• _GIVEN INSTRUCTION_:
Write out the full listing exactly as given, minus the images.

□ □ □ □ □

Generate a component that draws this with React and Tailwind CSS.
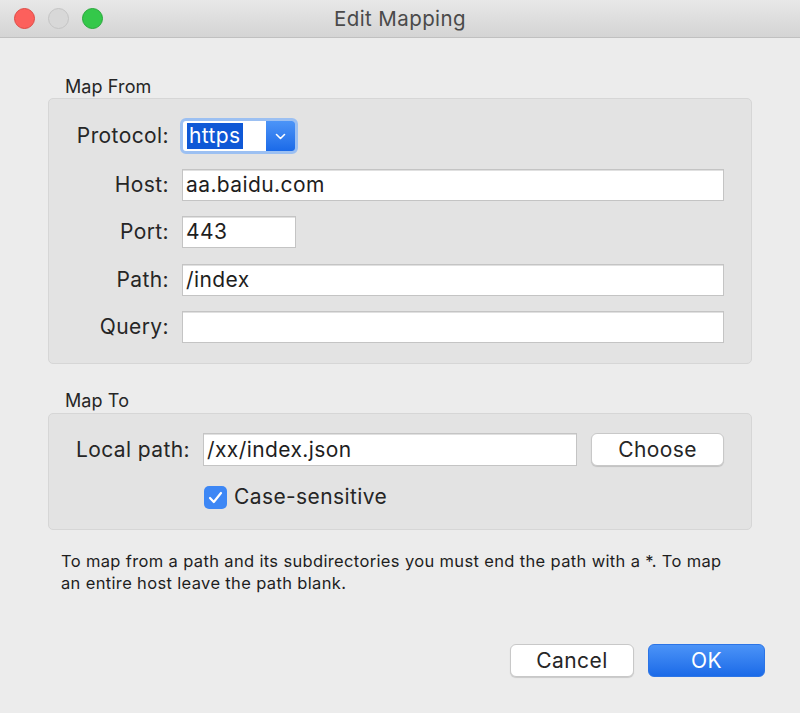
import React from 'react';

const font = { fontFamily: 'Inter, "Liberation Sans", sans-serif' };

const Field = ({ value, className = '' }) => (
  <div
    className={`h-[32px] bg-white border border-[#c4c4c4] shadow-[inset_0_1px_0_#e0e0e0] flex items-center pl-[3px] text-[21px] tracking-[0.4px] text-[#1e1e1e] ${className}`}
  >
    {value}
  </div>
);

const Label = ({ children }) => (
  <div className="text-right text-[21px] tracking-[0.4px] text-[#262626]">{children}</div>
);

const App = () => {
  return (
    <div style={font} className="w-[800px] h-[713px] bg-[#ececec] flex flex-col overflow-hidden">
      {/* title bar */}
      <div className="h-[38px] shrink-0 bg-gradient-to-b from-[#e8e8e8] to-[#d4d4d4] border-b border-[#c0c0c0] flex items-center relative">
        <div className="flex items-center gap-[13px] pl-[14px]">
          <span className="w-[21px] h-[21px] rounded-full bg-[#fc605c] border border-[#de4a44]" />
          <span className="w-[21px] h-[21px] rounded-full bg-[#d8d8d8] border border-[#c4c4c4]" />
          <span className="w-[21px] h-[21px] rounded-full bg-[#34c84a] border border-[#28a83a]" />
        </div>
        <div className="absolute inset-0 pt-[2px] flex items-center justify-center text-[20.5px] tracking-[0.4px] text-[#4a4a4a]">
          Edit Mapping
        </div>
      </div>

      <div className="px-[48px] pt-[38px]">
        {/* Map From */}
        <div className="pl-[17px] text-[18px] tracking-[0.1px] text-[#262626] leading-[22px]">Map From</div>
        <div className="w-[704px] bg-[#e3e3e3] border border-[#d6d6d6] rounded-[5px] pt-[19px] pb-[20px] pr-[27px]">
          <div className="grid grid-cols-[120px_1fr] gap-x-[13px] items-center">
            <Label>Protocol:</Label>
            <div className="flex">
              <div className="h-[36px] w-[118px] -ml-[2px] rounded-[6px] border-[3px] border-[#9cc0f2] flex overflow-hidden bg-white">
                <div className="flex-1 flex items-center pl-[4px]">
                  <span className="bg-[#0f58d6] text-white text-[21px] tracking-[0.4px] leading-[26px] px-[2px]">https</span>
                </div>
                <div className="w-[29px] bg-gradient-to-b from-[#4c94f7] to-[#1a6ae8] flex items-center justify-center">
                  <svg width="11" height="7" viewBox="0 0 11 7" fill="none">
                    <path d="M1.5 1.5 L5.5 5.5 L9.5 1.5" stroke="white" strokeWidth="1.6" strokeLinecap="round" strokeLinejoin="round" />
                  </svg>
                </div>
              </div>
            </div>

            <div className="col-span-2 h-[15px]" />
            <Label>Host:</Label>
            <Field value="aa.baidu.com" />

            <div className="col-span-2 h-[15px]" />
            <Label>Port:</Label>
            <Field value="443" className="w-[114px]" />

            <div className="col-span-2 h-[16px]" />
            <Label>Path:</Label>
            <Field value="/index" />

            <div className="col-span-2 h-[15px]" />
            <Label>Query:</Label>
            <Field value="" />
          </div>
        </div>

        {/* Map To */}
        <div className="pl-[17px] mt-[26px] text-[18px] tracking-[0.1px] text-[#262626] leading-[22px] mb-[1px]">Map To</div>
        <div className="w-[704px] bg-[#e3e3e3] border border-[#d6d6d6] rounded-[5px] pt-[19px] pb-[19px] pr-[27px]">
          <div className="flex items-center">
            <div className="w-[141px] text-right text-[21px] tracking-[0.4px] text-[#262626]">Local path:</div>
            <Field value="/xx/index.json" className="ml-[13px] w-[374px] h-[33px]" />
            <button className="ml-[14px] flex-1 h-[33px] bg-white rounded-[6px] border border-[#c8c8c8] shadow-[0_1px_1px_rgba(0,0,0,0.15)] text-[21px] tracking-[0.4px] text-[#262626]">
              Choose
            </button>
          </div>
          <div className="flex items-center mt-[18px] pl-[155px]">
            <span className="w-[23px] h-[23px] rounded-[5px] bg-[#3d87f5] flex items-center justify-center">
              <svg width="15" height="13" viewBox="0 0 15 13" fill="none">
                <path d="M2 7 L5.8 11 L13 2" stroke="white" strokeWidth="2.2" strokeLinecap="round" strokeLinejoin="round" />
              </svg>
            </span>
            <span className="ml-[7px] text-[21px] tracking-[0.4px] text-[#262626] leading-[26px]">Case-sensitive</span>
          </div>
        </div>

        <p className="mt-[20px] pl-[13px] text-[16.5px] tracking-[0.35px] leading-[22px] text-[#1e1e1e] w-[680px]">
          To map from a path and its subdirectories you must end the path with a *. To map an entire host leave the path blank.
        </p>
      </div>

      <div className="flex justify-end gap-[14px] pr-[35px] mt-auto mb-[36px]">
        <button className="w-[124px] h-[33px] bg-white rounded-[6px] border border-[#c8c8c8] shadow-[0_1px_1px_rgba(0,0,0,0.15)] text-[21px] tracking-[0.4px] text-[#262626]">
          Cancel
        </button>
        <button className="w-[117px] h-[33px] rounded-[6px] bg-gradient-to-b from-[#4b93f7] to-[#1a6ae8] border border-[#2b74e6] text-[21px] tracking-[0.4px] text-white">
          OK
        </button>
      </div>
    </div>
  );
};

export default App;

□ □ □ □ □

• _WRITTEN ANSWER_:
Generate a component that draws this with React and Tailwind CSS.
import React from 'react';

const font = { fontFamily: 'Inter, "Liberation Sans", sans-serif' };

const Field = ({ value, className = '' }) => (
  <div
    className={`h-[32px] bg-white border border-[#c4c4c4] shadow-[inset_0_1px_0_#e0e0e0] flex items-center pl-[3px] text-[21px] tracking-[0.4px] text-[#1e1e1e] ${className}`}
  >
    {value}
  </div>
);

const Label = ({ children }) => (
  <div className="text-right text-[21px] tracking-[0.4px] text-[#262626]">{children}</div>
);

const App = () => {
  return (
    <div style={font} className="w-[800px] h-[713px] bg-[#ececec] flex flex-col overflow-hidden">
      {/* title bar */}
      <div className="h-[38px] shrink-0 bg-gradient-to-b from-[#e8e8e8] to-[#d4d4d4] border-b border-[#c0c0c0] flex items-center relative">
        <div className="flex items-center gap-[13px] pl-[14px]">
          <span className="w-[21px] h-[21px] rounded-full bg-[#fc605c] border border-[#de4a44]" />
          <span className="w-[21px] h-[21px] rounded-full bg-[#d8d8d8] border border-[#c4c4c4]" />
          <span className="w-[21px] h-[21px] rounded-full bg-[#34c84a] border border-[#28a83a]" />
        </div>
        <div className="absolute inset-0 pt-[2px] flex items-center justify-center text-[20.5px] tracking-[0.4px] text-[#4a4a4a]">
          Edit Mapping
        </div>
      </div>

      <div className="px-[48px] pt-[38px]">
        {/* Map From */}
        <div className="pl-[17px] text-[18px] tracking-[0.1px] text-[#262626] leading-[22px]">Map From</div>
        <div className="w-[704px] bg-[#e3e3e3] border border-[#d6d6d6] rounded-[5px] pt-[19px] pb-[20px] pr-[27px]">
          <div className="grid grid-cols-[120px_1fr] gap-x-[13px] items-center">
            <Label>Protocol:</Label>
            <div className="flex">
              <div className="h-[36px] w-[118px] -ml-[2px] rounded-[6px] border-[3px] border-[#9cc0f2] flex overflow-hidden bg-white">
                <div className="flex-1 flex items-center pl-[4px]">
                  <span className="bg-[#0f58d6] text-white text-[21px] tracking-[0.4px] leading-[26px] px-[2px]">https</span>
                </div>
                <div className="w-[29px] bg-gradient-to-b from-[#4c94f7] to-[#1a6ae8] flex items-center justify-center">
                  <svg width="11" height="7" viewBox="0 0 11 7" fill="none">
                    <path d="M1.5 1.5 L5.5 5.5 L9.5 1.5" stroke="white" strokeWidth="1.6" strokeLinecap="round" strokeLinejoin="round" />
                  </svg>
                </div>
              </div>
            </div>

            <div className="col-span-2 h-[15px]" />
            <Label>Host:</Label>
            <Field value="aa.baidu.com" />

            <div className="col-span-2 h-[15px]" />
            <Label>Port:</Label>
            <Field value="443" className="w-[114px]" />

            <div className="col-span-2 h-[16px]" />
            <Label>Path:</Label>
            <Field value="/index" />

            <div className="col-span-2 h-[15px]" />
            <Label>Query:</Label>
            <Field value="" />
          </div>
        </div>

        {/* Map To */}
        <div className="pl-[17px] mt-[26px] text-[18px] tracking-[0.1px] text-[#262626] leading-[22px] mb-[1px]">Map To</div>
        <div className="w-[704px] bg-[#e3e3e3] border border-[#d6d6d6] rounded-[5px] pt-[19px] pb-[19px] pr-[27px]">
          <div className="flex items-center">
            <div className="w-[141px] text-right text-[21px] tracking-[0.4px] text-[#262626]">Local path:</div>
            <Field value="/xx/index.json" className="ml-[13px] w-[374px] h-[33px]" />
            <button className="ml-[14px] flex-1 h-[33px] bg-white rounded-[6px] border border-[#c8c8c8] shadow-[0_1px_1px_rgba(0,0,0,0.15)] text-[21px] tracking-[0.4px] text-[#262626]">
              Choose
            </button>
          </div>
          <div className="flex items-center mt-[18px] pl-[155px]">
            <span className="w-[23px] h-[23px] rounded-[5px] bg-[#3d87f5] flex items-center justify-center">
              <svg width="15" height="13" viewBox="0 0 15 13" fill="none">
                <path d="M2 7 L5.8 11 L13 2" stroke="white" strokeWidth="2.2" strokeLinecap="round" strokeLinejoin="round" />
              </svg>
            </span>
            <span className="ml-[7px] text-[21px] tracking-[0.4px] text-[#262626] leading-[26px]">Case-sensitive</span>
          </div>
        </div>

        <p className="mt-[20px] pl-[13px] text-[16.5px] tracking-[0.35px] leading-[22px] text-[#1e1e1e] w-[680px]">
          To map from a path and its subdirectories you must end the path with a *. To map an entire host leave the path blank.
        </p>
      </div>

      <div className="flex justify-end gap-[14px] pr-[35px] mt-auto mb-[36px]">
        <button className="w-[124px] h-[33px] bg-white rounded-[6px] border border-[#c8c8c8] shadow-[0_1px_1px_rgba(0,0,0,0.15)] text-[21px] tracking-[0.4px] text-[#262626]">
          Cancel
        </button>
        <button className="w-[117px] h-[33px] rounded-[6px] bg-gradient-to-b from-[#4b93f7] to-[#1a6ae8] border border-[#2b74e6] text-[21px] tracking-[0.4px] text-white">
          OK
        </button>
      </div>
    </div>
  );
};

export default App;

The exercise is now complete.